Cheech, the Hispanic and smaller of the two, glares at me and says in his thick accent, “Please keep an eye on your amigo. We just caught him wandering the hallways.” His face is long and narrow, and at the center of it is this massive mustache that I think makes him look like a porn star from the 1980s, though Murph thinks the man looks more like the Mexican revolutionary, Emiliano Zapata.
“Told you, man,” Murph says. “Couldn’t sleep and didn’t want to bother my brother here.”
“Yeah, well, next time please call the nurse,” Chong says. He’s tall and muscular, like Murph, and also from Harlem. “That’s why she’s there.”
“I thought her job was to make me happy,” Murph replies, winking at them. “I have needs, you know.”
They exchange a look and Chong mumbles, “Fucking SEALs.”
And they’re gone.
“Nicely played,” I say. “What happened after I left?”
“Last thing I saw was a Code Blue team rushing into the room. Then Cheech and Chong grabbed me and almost carried me here.”
I consider that for a moment.
“You think they got us on the security cams?” he asks, removing his prostheses and setting them by the side of the bed along with the crutches. Aside for the leg injuries and the scar tissue on his back, Murph seems to be healing well. And so am I, at least physically. Mentally, well, I have new issues, which the resident shrink claims is PTSD from the experience.
Murph crawls in bed and props two pillows under him to lay sideways facing
me.
“Doubt it,” I tell him, also laying on my side while reaching down and scratching the stub where my damn ankle used to be. The thing is always itching.
“You sure?”
“Yep.” I had scouted their video system for a week now, since we were able to start moving about on our own, and knew the blind spots in the stairway and the halls. “We’re good, man.”
“And so is Dix,” he says.
Silence. Then, “So, Murph, no regrets?”
“Hell no. Dix’s where he belongs, with Chappy, Cope, and the rest of our fallen SEAL brothers. We owed him that. I’m more concerned about what’s in store for us.”

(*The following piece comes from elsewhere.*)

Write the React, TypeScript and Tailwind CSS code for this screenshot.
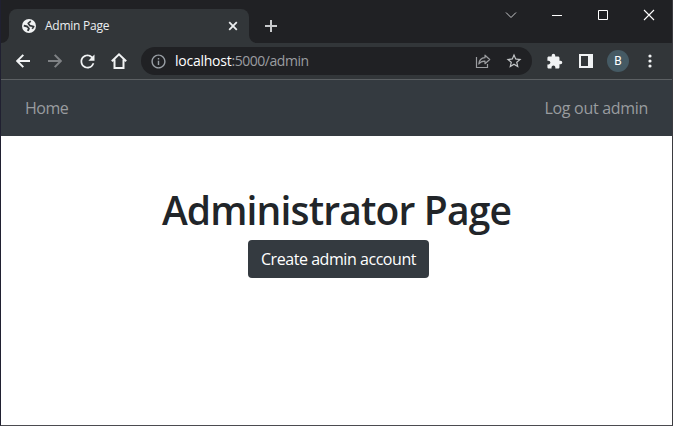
import type { ReactNode } from "react";
import { MdRefresh, MdExtension, MdStarBorder, MdInfoOutline } from "react-icons/md";

function Cell({ children }: { children: ReactNode }) {
  return <div className="flex h-8 w-8 shrink-0 items-center justify-center">{children}</div>;
}

function WindowButton({ children }: { children: ReactNode }) {
  return (
    <button className="flex h-[30px] w-[46px] shrink-0 items-center justify-center">
      <svg width="12" height="12" viewBox="0 0 12 12" fill="none" stroke="currentColor">
        {children}
      </svg>
    </button>
  );
}

function Globe() {
  return (
    <svg width="14" height="14" viewBox="0 0 14 14" fill="none" stroke="#323639">
      <circle cx="7" cy="7" r="7" fill="#f1f3f4" stroke="none" />
      <path d="M8.800 2.200L6.200 4.300l1.600 2.300 3.900.9-1.500 2.300" strokeWidth="1.700" strokeLinejoin="round" />
      <path d="M1.800 6.600l3.400.9 1.700 2-1.100 2.300" strokeWidth="1.900" strokeLinejoin="round" />
    </svg>
  );
}

function TitleBar() {
  return (
    <div className="flex h-[43px] bg-[#202124]">
      <svg className="shrink-0 self-end" width="8" height="8" viewBox="0 0 8 8">
        <path d="M8 0v8H0a8 8 0 0 0 8-8z" fill="#323639" />
      </svg>
      <div className="mt-[9px] flex h-[34px] w-[240px] shrink-0 items-center rounded-t-lg bg-[#323639] pl-[13px] pr-[11px] text-[#eceef0]">
        <Globe />
        <span className="ml-[9px] flex-1 whitespace-nowrap text-[12px] leading-4 tracking-[-0.25px]">Admin Page</span>
        <svg width="10" height="10" viewBox="0 0 10 10" stroke="currentColor" strokeWidth="1.8">
          <path d="M1.200 1.200l7.600 7.600M8.800 1.200L1.200 8.800" />
        </svg>
      </div>
      <svg className="shrink-0 self-end" width="8" height="8" viewBox="0 0 8 8">
        <path d="M0 0v8h8a8 8 0 0 1-8-8z" fill="#323639" />
      </svg>
      <svg className="ml-2 mt-5 shrink-0" width="12" height="12" viewBox="0 0 12 12" stroke="#c8cacc" strokeWidth="2">
        <path d="M6 0v12M0 6h12" />
      </svg>
      <div className="ml-auto flex text-white">
        <WindowButton>
          <path d="M1 3.500l5 5 5-5" stroke="#c8cacc" />
        </WindowButton>
        <WindowButton>
          <path d="M1 6.500h10" />
        </WindowButton>
        <WindowButton>
          <path d="M1.500 1.500h9v9h-9z" />
        </WindowButton>
        <WindowButton>
          <path d="M1 1l10 10M11 1L1 11" strokeWidth="1.1" />
        </WindowButton>
      </div>
    </div>
  );
}

function Toolbar() {
  return (
    <div className="flex h-9 items-center bg-[#323639] px-1.5 text-[#f1f3f4]">
      <Cell>
        <svg width="14" height="14" viewBox="0 0 14 14" fill="none" stroke="currentColor" strokeWidth="2">
          <path d="M14 7H1.600M7.300 .9L1.200 7l6.100 6.100" />
        </svg>
      </Cell>
      <Cell>
        <svg className="text-[#7f8285]" width="14" height="14" viewBox="0 0 14 14" fill="none" stroke="currentColor" strokeWidth="2">
          <path d="M0 7h12.400M6.700 .9L12.800 7l-6.100 6.100" />
        </svg>
      </Cell>
      <Cell><MdRefresh size={21} /></Cell>
      <Cell>
        <svg width="16" height="16" viewBox="0 0 16 16" fill="none" stroke="currentColor" strokeWidth="2">
          <path d="M.8 8.300L8 1.400l7.200 6.900M3.500 6.500V15h9V6.500" />
        </svg>
      </Cell>
      <div className="mx-1.5 flex h-7 flex-1 items-center rounded-full bg-[#202124] pl-[9px] pr-[9px]">
        <MdInfoOutline size={17} className="text-[#9aa0a6]" />
        <span className="ml-2 flex-1 whitespace-nowrap text-[14px] leading-5 tracking-[-0.45px] text-[#9b9da0]">
          <span className="tracking-[-0.25px] text-white">localhost</span>:5000/admin
        </span>
        <svg className="mr-[14px]" width="16" height="16" viewBox="0 0 16 16" fill="none" stroke="#9b9da0" strokeWidth="1.2">
          <path d="M1.500 4v10.500h11V11" />
          <path d="M10 2.200L14.700 6.500 10 10.700V8.200C7.200 8.100 5.200 9 3.800 11c.3-3.700 2.500-6 6.200-6.300z" strokeLinejoin="round" />
        </svg>
        <MdStarBorder size={18} className="text-[#c4c7c9]" />
      </div>
      <Cell><MdExtension size={17} /></Cell>
      <Cell>
        <svg width="14" height="14" viewBox="0 0 14 14">
          <path d="M0 0h14v14H0zM2 2v10h7V2z" fill="currentColor" fillRule="evenodd" />
        </svg>
      </Cell>
      <Cell>
        <span className="flex h-[22px] w-[22px] items-center justify-center rounded-full bg-[#455a64] font-[Roboto] text-[12px] leading-none text-white">B</span>
      </Cell>
      <Cell>
        <svg width="4" height="14" viewBox="0 0 4 14" fill="currentColor">
          <circle cx="2" cy="2" r="1.600" />
          <circle cx="2" cy="7" r="1.600" />
          <circle cx="2" cy="12" r="1.600" />
        </svg>
      </Cell>
    </div>
  );
}

export default function App() {
  return (
    <div className="flex h-[426px] w-[673px] flex-col overflow-hidden border-x border-b border-b-[#4b4b50] border-l-[#202031] border-r-[#3b3b40] bg-white font-['Open_Sans','Noto_Sans',sans-serif]">
      <TitleBar />
      <Toolbar />
      <nav className="flex h-[57px] items-center justify-between border-t border-[#5c6063] bg-[#343a40] px-6 text-[16px] leading-6 text-[#999c9f]">
        <a className="tracking-[-0.5px]">Home</a>
        <a className="tracking-[-0.3px]">Log out admin</a>
      </nav>
      <main className="flex flex-col items-center pt-[50px]">
        <h1 className="whitespace-nowrap text-[39px] font-semibold leading-[48px] tracking-[-0.85px] text-[#212529]">Administrator Page</h1>
        <button className="ml-1 mt-1.5 h-[38px] w-[181px] whitespace-nowrap rounded bg-[#343a40] text-[16px] leading-6 tracking-[-0.45px] text-white">
          Create admin account
        </button>
      </main>
    </div>
  );
}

I tilt my head, having spent plenty of time considering that. “Well, we got to keep our arms, enough of our legs, and our balls, so…”

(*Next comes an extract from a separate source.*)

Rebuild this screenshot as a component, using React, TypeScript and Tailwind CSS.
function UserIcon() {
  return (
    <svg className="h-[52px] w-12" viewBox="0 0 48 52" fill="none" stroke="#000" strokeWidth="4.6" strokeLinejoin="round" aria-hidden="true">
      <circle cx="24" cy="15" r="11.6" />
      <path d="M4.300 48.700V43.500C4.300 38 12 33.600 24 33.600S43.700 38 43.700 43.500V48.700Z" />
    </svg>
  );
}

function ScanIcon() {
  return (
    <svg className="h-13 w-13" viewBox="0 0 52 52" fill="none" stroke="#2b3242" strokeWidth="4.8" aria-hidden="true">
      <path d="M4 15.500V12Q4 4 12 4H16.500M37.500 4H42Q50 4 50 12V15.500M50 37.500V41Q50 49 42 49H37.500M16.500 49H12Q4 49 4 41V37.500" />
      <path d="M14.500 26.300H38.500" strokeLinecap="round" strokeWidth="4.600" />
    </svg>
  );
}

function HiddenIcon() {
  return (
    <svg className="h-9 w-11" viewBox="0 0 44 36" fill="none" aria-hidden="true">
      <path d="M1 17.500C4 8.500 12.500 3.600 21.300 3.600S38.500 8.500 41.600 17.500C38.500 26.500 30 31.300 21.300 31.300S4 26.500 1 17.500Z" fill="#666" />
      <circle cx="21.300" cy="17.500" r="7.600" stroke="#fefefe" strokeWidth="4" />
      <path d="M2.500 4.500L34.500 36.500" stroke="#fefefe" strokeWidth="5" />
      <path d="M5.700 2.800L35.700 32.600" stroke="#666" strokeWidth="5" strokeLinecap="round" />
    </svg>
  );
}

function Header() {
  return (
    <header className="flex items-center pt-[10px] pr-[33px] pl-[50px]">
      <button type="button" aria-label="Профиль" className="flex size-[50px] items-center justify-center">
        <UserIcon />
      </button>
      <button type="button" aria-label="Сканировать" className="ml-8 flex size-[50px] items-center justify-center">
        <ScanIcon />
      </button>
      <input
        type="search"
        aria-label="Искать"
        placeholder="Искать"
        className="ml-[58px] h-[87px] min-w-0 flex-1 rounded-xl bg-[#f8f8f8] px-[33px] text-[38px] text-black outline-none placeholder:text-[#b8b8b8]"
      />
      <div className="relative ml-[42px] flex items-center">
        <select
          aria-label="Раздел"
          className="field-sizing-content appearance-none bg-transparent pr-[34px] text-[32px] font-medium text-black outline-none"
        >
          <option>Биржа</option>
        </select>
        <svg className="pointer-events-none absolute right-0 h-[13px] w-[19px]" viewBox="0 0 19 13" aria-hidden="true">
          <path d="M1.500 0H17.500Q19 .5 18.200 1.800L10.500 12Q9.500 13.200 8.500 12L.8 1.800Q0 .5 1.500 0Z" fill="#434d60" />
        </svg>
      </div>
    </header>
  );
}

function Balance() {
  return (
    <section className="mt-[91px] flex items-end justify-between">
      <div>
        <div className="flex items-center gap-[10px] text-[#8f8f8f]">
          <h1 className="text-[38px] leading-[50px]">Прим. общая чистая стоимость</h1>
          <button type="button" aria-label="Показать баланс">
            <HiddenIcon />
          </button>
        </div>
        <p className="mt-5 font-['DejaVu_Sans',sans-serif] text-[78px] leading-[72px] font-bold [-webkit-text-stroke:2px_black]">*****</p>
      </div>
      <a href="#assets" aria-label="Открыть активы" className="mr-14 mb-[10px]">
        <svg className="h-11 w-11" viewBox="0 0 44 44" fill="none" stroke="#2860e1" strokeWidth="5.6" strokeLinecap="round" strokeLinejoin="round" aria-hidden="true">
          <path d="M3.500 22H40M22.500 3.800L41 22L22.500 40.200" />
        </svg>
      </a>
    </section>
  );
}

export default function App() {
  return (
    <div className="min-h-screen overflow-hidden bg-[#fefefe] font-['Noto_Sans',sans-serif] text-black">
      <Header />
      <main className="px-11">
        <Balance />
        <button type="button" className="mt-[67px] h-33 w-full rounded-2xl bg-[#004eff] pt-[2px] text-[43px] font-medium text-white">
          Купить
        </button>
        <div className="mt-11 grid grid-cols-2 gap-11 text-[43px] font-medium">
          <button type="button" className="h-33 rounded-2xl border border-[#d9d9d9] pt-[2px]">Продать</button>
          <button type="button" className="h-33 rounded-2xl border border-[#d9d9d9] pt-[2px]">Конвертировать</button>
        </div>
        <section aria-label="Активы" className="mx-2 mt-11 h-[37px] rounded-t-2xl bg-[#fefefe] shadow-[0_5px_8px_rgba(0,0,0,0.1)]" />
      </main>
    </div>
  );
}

“We did,” he says, briefly touching himself, apparently for reassurance. “But I was talking about the teams.”
“I know that, and the answer’s that our wounds disqualify us for SEAL duty, but there are plenty of other options.”

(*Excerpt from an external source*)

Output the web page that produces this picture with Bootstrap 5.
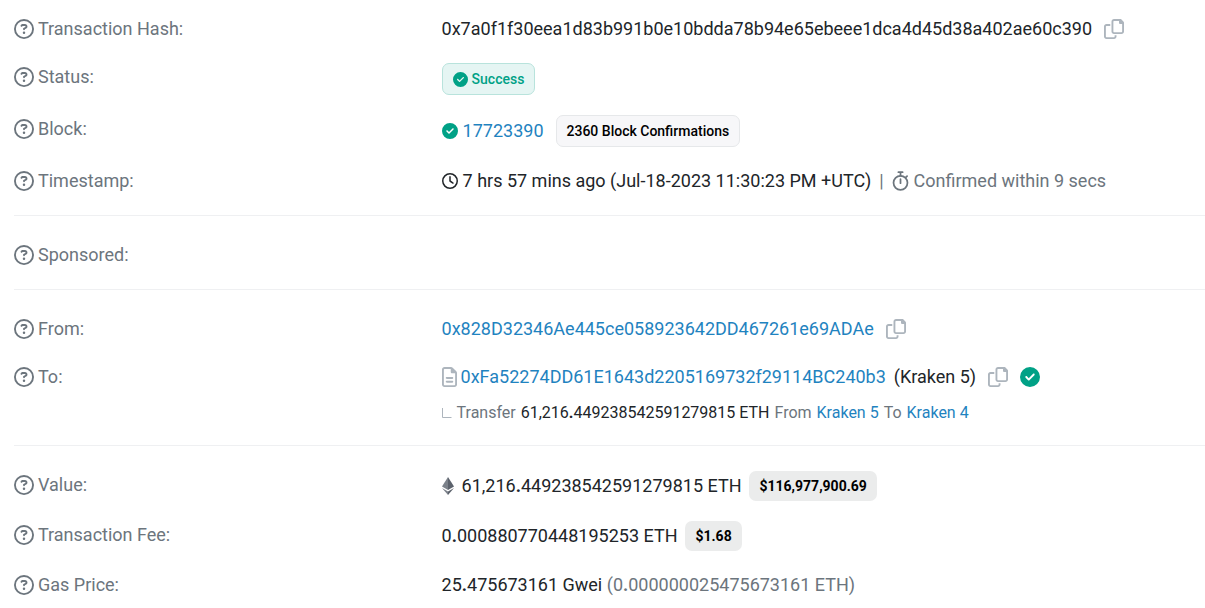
<!DOCTYPE html>
<html lang="en">
<head>
<meta charset="utf-8">
<meta name="viewport" content="width=device-width, initial-scale=1">
<title>Transaction Details</title>
<link href="https://cdn.jsdelivr.net/npm/bootstrap@5.3.0/dist/css/bootstrap.min.css" rel="stylesheet">
<style>
  body { font-family: Roboto, "Liberation Sans", sans-serif; font-size: 18px; line-height: 28px; color: #212529; background: #fff; }
  a { color: #1f83c0; text-decoration: none; }
  svg { display: block; flex: none; fill: currentColor; }
  .tx-sheet { padding: 15px 0 10px 14px; }
  .tx-group { display: grid; gap: 20px; }
  .tx-group + .tx-group { border-top: 1px solid #eff0f2; margin-top: 20px; padding-top: 25px; }
  .tx-row { display: flex; flex-wrap: wrap; margin: 0; }
  .tx-row dt { flex: 0 0 35.9%; display: flex; align-items: center; align-self: flex-start; gap: 4px; font-weight: 400; color: #6c757d; }
  .tx-row dd { flex: 1 1 0; min-width: 0; margin: 0; }
  .tx-tall { min-height: 32px; }
  .tx-mid { min-height: 30px; }
  .muted { color: #6c757d; }
  .ok { color: #00a186; }
  .pale { color: #adb5bd; }
  .copy-btn { border: 0; padding: 0; background: none; color: #adb5bd; margin-left: 12px; }
  .lead-icon { margin-right: 5px; }
  .pill { font-size: 14px; line-height: 20px; font-weight: 500; border-radius: 7px; padding: 5px 10px; border: 1px solid #e6e8ea; background: #f7f7f9; color: #000; }
  .pill-side { margin-left: 12px; }
  .pill-ok { background: #e5f5f3; border-color: #b8e3dc; color: #00a186; }
  .pill-usd { background: #ebecec; border: 0; font-weight: 700; margin-left: 8px; }
  .transfer { font-size: 16px; line-height: 24px; margin-top: 10px; gap: 5px; }
  @media (max-width: 767px) { .tx-row dt, .tx-row dd { flex: 0 0 100%; overflow-wrap: anywhere; } }
</style>
</head>
<body>
<svg width="0" height="0" class="position-absolute" aria-hidden="true">
  <symbol id="help" viewBox="0 0 512 512"><path d="M464 256A208 208 0 1 0 48 256a208 208 0 1 0 416 0zM0 256a256 256 0 1 1 512 0A256 256 0 1 1 0 256zm169.8-90.7c7.9-22.3 29.1-37.3 52.8-37.3h58.3c34.9 0 63.1 28.3 63.1 63.1c0 22.6-12.1 43.5-31.7 54.8L280 264.4c-.2 13-10.9 23.6-24 23.6c-13.3 0-24-10.7-24-24V250.5c0-8.6 4.6-16.5 12.1-20.8l44.3-25.4c4.7-2.7 7.6-7.7 7.6-13.1c0-8.4-6.8-15.1-15.1-15.1H222.6c-3.4 0-6.4 2.1-7.5 5.3l-.4 1.2c-4.4 12.5-18.2 19-30.6 14.6s-19-18.2-14.6-30.6l.4-1.2zM224 352a32 32 0 1 1 64 0 32 32 0 1 1 -64 0z"/></symbol>
  <symbol id="check" viewBox="0 0 512 512"><path d="M256 512A256 256 0 1 0 256 0a256 256 0 1 0 0 512zM369 209L241 337c-9.4 9.4-24.6 9.4-33.9 0l-64-64c-9.4-9.4-9.4-24.6 0-33.9s24.6-9.4 33.9 0l47 47L335 175c9.4-9.4 24.6-9.4 33.9 0s9.4 24.6 0 33.9z"/></symbol>
  <symbol id="clock" viewBox="0 0 512 512"><path d="M464 256A208 208 0 1 1 48 256a208 208 0 1 1 416 0zM0 256a256 256 0 1 0 512 0A256 256 0 1 0 0 256zM232 120V256c0 8 4 15.5 10.7 20l96 64c11 7.4 25.9 4.4 33.3-6.7s4.4-25.9-6.7-33.3L280 243.2V120c0-13.3-10.7-24-24-24s-24 10.7-24 24z"/></symbol>
  <symbol id="copy" viewBox="0 0 512 512"><path d="M502.6 70.6l-61.3-61.2C435.4 3.4 427.2 0 418.7 0H256c-35.3 0-64 28.7-64 64v256c0 35.4 28.7 64 64 64h192c35.2 0 64-28.8 64-64V93.3c0-8.5-3.4-16.7-9.4-22.7zM464 320c0 8.8-7.2 16-16 16H256c-8.8 0-16-7.2-16-16V64c0-8.8 7.2-16 16-16h128v48c0 17.7 14.3 32 32 32h48V320zM272 448c0 8.8-7.2 16-16 16H64c-8.8 0-16-7.2-16-16V192c0-8.8 7.2-16 16-16h96v-48H64c-35.3 0-64 28.7-64 64v256c0 35.3 28.7 64 64 64h192c35.2 0 64-28.8 64-64v-32h-48z"/></symbol>
  <symbol id="doc" viewBox="0 0 384 512"><path d="M64 464c-8.8 0-16-7.2-16-16V64c0-8.8 7.2-16 16-16H224v80c0 17.7 14.3 32 32 32h80V448c0 8.8-7.2 16-16 16H64zM64 0C28.7 0 0 28.7 0 64V448c0 35.3 28.7 64 64 64H320c35.3 0 64-28.7 64-64V154.5c0-17-6.7-33.3-18.7-45.3L274.7 18.7C262.7 6.7 246.5 0 229.5 0H64zm56 256c-13.3 0-24 10.7-24 24s10.7 24 24 24H264c13.3 0 24-10.7 24-24s-10.7-24-24-24H120zm0 96c-13.3 0-24 10.7-24 24s10.7 24 24 24H264c13.3 0 24-10.7 24-24s-10.7-24-24-24H120z"/></symbol>
  <symbol id="watch" viewBox="0 0 448 512"><g fill="none" stroke="currentColor" stroke-width="46" stroke-linecap="round"><circle cx="224" cy="304" r="184"/><path d="M168 24h112M224 24v90M224 208v104M356 170l42-42"/></g></symbol>
  <symbol id="eth" viewBox="0 0 12 20"><path fill="#7b818a" d="M6 1L0 10.500l6 3.500z"/><path fill="#5c626c" d="M6 1l6 9.500L6 14z"/><path fill="#7b818a" d="M0 12l6 3.500V19z"/><path fill="#5c626c" d="M12 12l-6 3.500V19z"/></symbol>
</svg>
<main class="tx-sheet">
  <dl class="tx-group mb-0">
    <div class="tx-row">
      <dt><svg width="20" height="20"><use href="#help"/></svg>Transaction Hash:</dt>
      <dd class="d-flex align-items-center"><span>0x7a0f1f30eea1d83b991b0e10bdda78b94e65ebeee1dca4d45d38a402ae60c390</span><button class="copy-btn" type="button" aria-label="Copy hash"><svg width="20" height="20"><use href="#copy"/></svg></button></dd>
    </div>
    <div class="tx-row tx-tall">
      <dt><svg width="20" height="20"><use href="#help"/></svg>Status:</dt>
      <dd class="d-flex align-items-center"><span class="pill pill-ok d-flex align-items-center gap-1"><svg width="15" height="15"><use href="#check"/></svg>Success</span></dd>
    </div>
    <div class="tx-row tx-tall">
      <dt><svg width="20" height="20"><use href="#help"/></svg>Block:</dt>
      <dd class="d-flex align-items-center"><svg class="ok lead-icon" width="16" height="16"><use href="#check"/></svg><a href="#block">17723390</a><span class="pill pill-side">2360 Block Confirmations</span></dd>
    </div>
    <div class="tx-row">
      <dt><svg width="20" height="20"><use href="#help"/></svg>Timestamp:</dt>
      <dd class="d-flex align-items-center"><svg class="lead-icon" width="16" height="16"><use href="#clock"/></svg><span>7 hrs 57 mins ago (Jul-18-2023 11:30:23 PM +UTC)</span><span class="muted mx-2">|</span><svg class="muted lead-icon" width="17" height="20"><use href="#watch"/></svg><span class="muted">Confirmed within 9 secs</span></dd>
    </div>
  </dl>
  <dl class="tx-group mb-0">
    <div class="tx-row"><dt><svg width="20" height="20"><use href="#help"/></svg>Sponsored:</dt><dd></dd></div>
  </dl>
  <dl class="tx-group mb-0">
    <div class="tx-row">
      <dt><svg width="20" height="20"><use href="#help"/></svg>From:</dt>
      <dd class="d-flex align-items-center"><a href="#from">0x828D32346Ae445ce058923642DD467261e69ADAe</a><button class="copy-btn" type="button" aria-label="Copy sender"><svg width="20" height="20"><use href="#copy"/></svg></button></dd>
    </div>
    <div class="tx-row">
      <dt><svg width="20" height="20"><use href="#help"/></svg>To:</dt>
      <dd>
        <div class="d-flex align-items-center"><svg class="pale me-1" width="15" height="20"><use href="#doc"/></svg><a href="#to">0xFa52274DD61E1643d2205169732f29114BC240b3</a><span class="ms-2">(Kraken 5)</span><button class="copy-btn" type="button" aria-label="Copy recipient"><svg width="20" height="20"><use href="#copy"/></svg></button><svg class="ok pill-side" width="20" height="20"><use href="#check"/></svg></div>
        <div class="transfer d-flex flex-wrap align-items-center muted"><svg class="pale" width="10" height="10" viewBox="0 0 10 10"><path fill="none" stroke="currentColor" d="M.5 0v9.500h9"/></svg><span>Transfer</span><span class="text-body">61,216<b>.</b>449238542591279815 ETH</span><span>From</span><a href="#k5">Kraken 5</a><span>To</span><a href="#k4">Kraken 4</a></div>
      </dd>
    </div>
  </dl>
  <dl class="tx-group mb-0">
    <div class="tx-row tx-mid">
      <dt><svg width="20" height="20"><use href="#help"/></svg>Value:</dt>
      <dd class="d-flex align-items-center"><svg class="me-2" width="12" height="20"><use href="#eth"/></svg><span>61,216<b>.</b>449238542591279815 ETH</span><span class="pill pill-usd">$116,977,900.69</span></dd>
    </div>
    <div class="tx-row tx-mid">
      <dt><svg width="20" height="20"><use href="#help"/></svg>Transaction Fee:</dt>
      <dd class="d-flex align-items-center"><span>0<b>.</b>000880770448195253 ETH</span><span class="pill pill-usd">$1.68</span></dd>
    </div>
    <div class="tx-row">
      <dt><svg width="20" height="20"><use href="#help"/></svg>Gas Price:</dt>
      <dd>25<b>.</b>475673161 Gwei <span class="muted">(0<b>.</b>000000025475673161 ETH)</span></dd>
    </div>
  </dl>
</main>
<script src="https://cdn.jsdelivr.net/npm/bootstrap@5.3.0/dist/js/bootstrap.bundle.min.js"></script>
</body>
</html>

We lay there in silence for a bit, then he asks, “Thinking about reconnecting with that pretty doctor? Didn’t you say she’ll take you back if you leave the SEALs?”
I sigh. I exchanged emails with Kate two weeks ago to let her know I had survived, minus the bottom of my left leg. She replied that she was now stateside, working at the VA hospital in Norfolk, and that she was relieved and happy for me that I would be alright. But pushing the notion of getting back together again just didn’t feel right. Kate was my rebound girl, and somehow, she knew that. Though for the life of me I don’t know how she could tell. No one, not even Murph, has a clue about my feelings for Franky. I’ve kept them locked down hard since the night I lost her to Dix.
And no, my decision to let Dix go has absolutely nothing to do with that. I would have loved for the Jersey giant to be in good enough shape—like Murph and I—to go home to her. But he just wasn’t, and the horrified stare in Franky’s blue eyes a few days ago only made me want to honor Dix’s request even more.
Murph starts to snore before I can answer. The Harlem warrior always had a gift for falling asleep in seconds, even right in the middle of a conversation. In fact, we used to joke that he was like one of those damn dolls that closed her eyes the moment you lay her on her back.